Requirement >> Search the data for the string "styles" and gather each line it is in.

Recorded data >>
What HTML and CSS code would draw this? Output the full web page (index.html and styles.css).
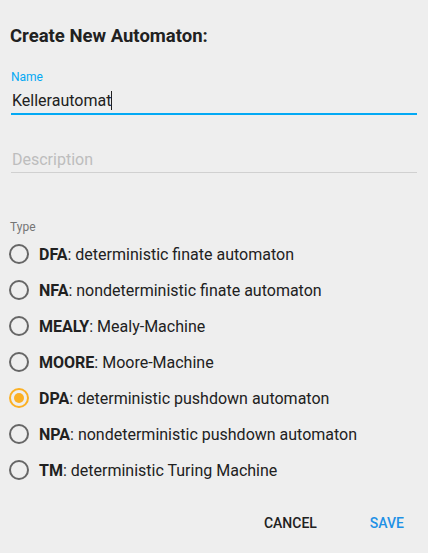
FILE: index.html
```html
<!DOCTYPE html>
<html lang="en">
<head>
  <meta charset="UTF-8">
  <meta name="viewport" content="width=device-width, initial-scale=1.0">
  <title>Create New Automaton</title>
  <link rel="stylesheet" href="styles.css">
</head>
<body>
  <div class="dialog">
    <h2 class="title">Create New Automaton:</h2>

    <div class="field focused">
      <label class="field-label">Name</label>
      <div class="field-input">Kellerautomat<span class="caret"></span></div>
    </div>

    <div class="field desc">
      <div class="field-input placeholder">Description</div>
    </div>

    <div class="group-label">Type</div>
    <div class="radios">
      <div class="radio"><span class="circle"></span><span><b>DFA</b>: deterministic finate automaton</span></div>
      <div class="radio"><span class="circle"></span><span><b>NFA</b>: nondeterministic finate automaton</span></div>
      <div class="radio"><span class="circle"></span><span><b>MEALY</b>: Mealy-Machine</span></div>
      <div class="radio"><span class="circle"></span><span><b>MOORE</b>: Moore-Machine</span></div>
      <div class="radio checked"><span class="circle"></span><span><b>DPA</b>: deterministic pushdown automaton</span></div>
      <div class="radio"><span class="circle"></span><span><b>NPA</b>: nondeterministic pushdown automaton</span></div>
      <div class="radio"><span class="circle"></span><span><b>TM</b>: deterministic Turing Machine</span></div>
    </div>

    <div class="actions">
      <button class="btn">CANCEL</button>
      <button class="btn primary">SAVE</button>
    </div>
  </div>
</body>
</html>
```

FILE: styles.css
```css
body {
  margin: 0;
  background: #eeeeee;
  font-family: Roboto, "Liberation Sans", sans-serif;
  color: #212121;
}
.dialog {
  padding: 24px 11px 0 10px;
}
.title {
  margin: 0;
  font-size: 18.5px;
  line-height: 24px;
  font-weight: 700;
}
.field {
  margin-left: 1px;
}
.focused {
  margin-top: 21px;
}
.field-label {
  display: block;
  font-size: 12px;
  line-height: 16px;
  color: #03a9f4;
}
.field-input {
  font-size: 16px;
  line-height: 20px;
  padding: 6px 1px 2px;
  border-bottom: 1px solid #d0d0d0;
}
.focused .field-input {
  border-bottom: 2px solid #03a9f4;
}
.caret {
  display: inline-block;
  width: 1px;
  height: 19px;
  background: #212121;
  vertical-align: -4px;
}
.desc {
  margin-top: 29px;
}
.placeholder {
  color: #bdbdbd;
}
.group-label {
  margin-top: 46px;
  font-size: 12px;
  line-height: 16px;
  color: #757575;
}
.radios {
  margin-top: 1px;
}
.radio {
  display: flex;
  align-items: center;
  gap: 10px;
  height: 36px;
  font-size: 16px;
}
.radio b {
  font-weight: 700;
}
.circle {
  box-sizing: border-box;
  width: 20px;
  height: 20px;
  margin-left: -1px;
  border: 2px solid #666666;
  border-radius: 50%;
  display: flex;
  align-items: center;
  justify-content: center;
}
.checked .circle {
  border-color: #fbb024;
}
.checked .circle::after {
  content: "";
  width: 10px;
  height: 10px;
  border-radius: 50%;
  background: #fbb024;
}
.actions {
  display: flex;
  justify-content: flex-end;
  gap: 27px;
  margin-top: 17px;
}
.btn {
  background: none;
  border: none;
  padding: 8px 13px;
  font-family: inherit;
  font-size: 14px;
  line-height: 20px;
  font-weight: 500;
  color: #212121;
  cursor: pointer;
}
.primary {
  color: #1e91e6;
}
```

Answer to the problem >>
What HTML and CSS code would draw this? Output the full web page (index.html and styles.css).
  <link rel="stylesheet" href="styles.css">
FILE: styles.css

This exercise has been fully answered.